I came across this video from the Philly chapter of the SMPTE, the ol engineers group down there. This video is basically goes through a bunch of talking points about how the future is here, and you’d better accept-it-or-GTFO. Futurism such as a cashless world, Apple not selling as many iPhones; more people [are holding their noses as they] adopting Windows 10; People are streaming and cutting the cord, and appears to throwing away plastic like vinyl 40 years ago; and elitiest attitudes against Kodak’s reattempting to become relevant again.
How did the NAB Show come up?
Because they did a recap of the two major shows, the CES (that happens after the New Year) and the NAB Show; the latter had lost about 12,000 attendees from the high of 103,000 or 11% overall, this data was made available, when this stream happened about two weeks after.
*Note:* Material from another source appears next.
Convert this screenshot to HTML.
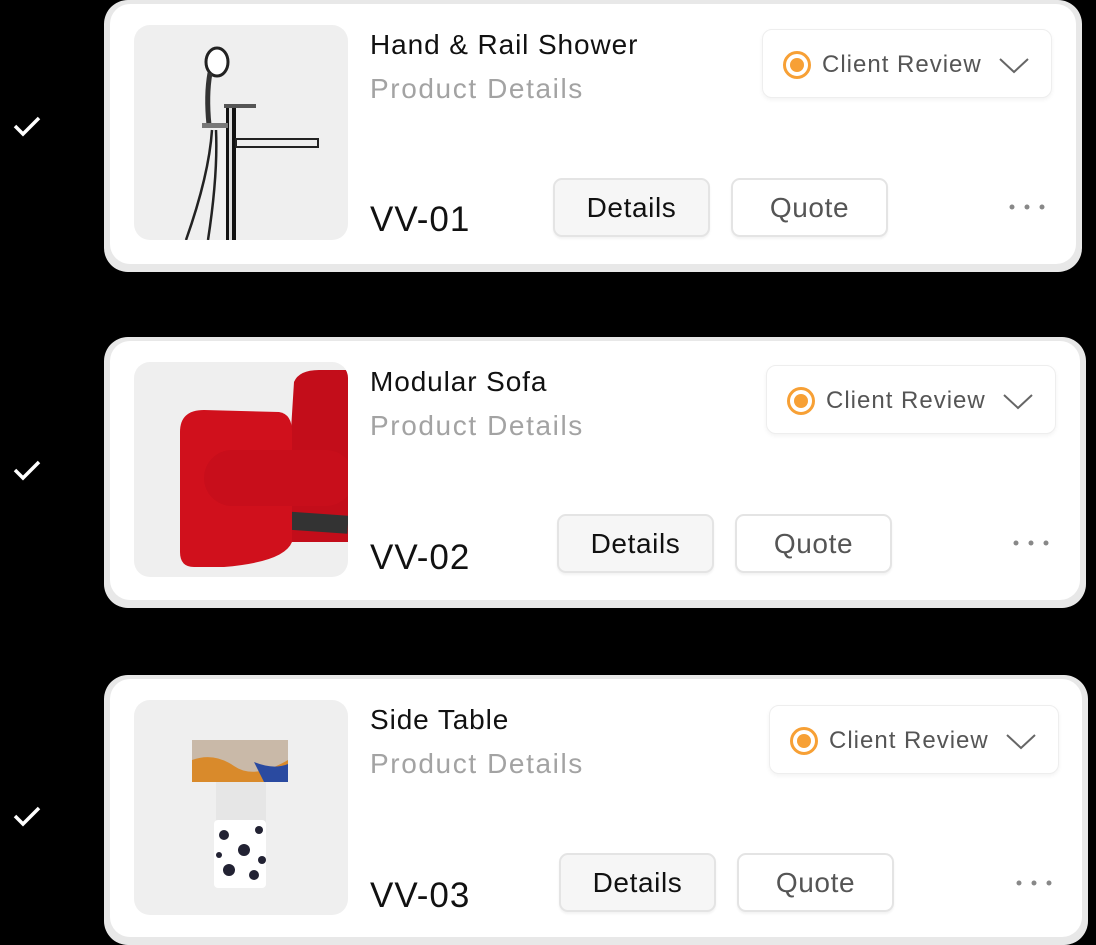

I fear the NAB Show is becoming unnecessarily irrelevant by obsoleting themselves as the technologist types are eating themselves alive for survival.
2017 was my first one, and was well documented on The Clickford Zone, as well as 2018 to a smaller degree, to friends-only on my Facebook. My first year was also the first year where the seminars fused IT and the traditional engineering. In April, I decided to avoid the hot air of the future and stayed on the show floor, and the sentiment in the video of services over hardware, and the Op Ex over Cap Ex seemed to be consistent. Canon’s booth shrunk, and many of the traditional broadcast grade hardware (and I mean accessories) had few people walking around then say the South Hall where Avid, Ross, ChyronHego and alike were at. Whirlwind, Wheatstone, and other names I can’t come up with in my July state of mind was very quiet. While I attended the tradeshow from Tuesday to Thursday, it was mostly quiet from North, more busier in Central, and deafening loud as of late Thursday at the South Hall. Hippies that look like they are casted to Google, were still very prominent. (Before Tuesday, I was in California since the previous Thursday staying at Legoland and happened to reunite with family I never met in modern history, without crashing or cramping their style.)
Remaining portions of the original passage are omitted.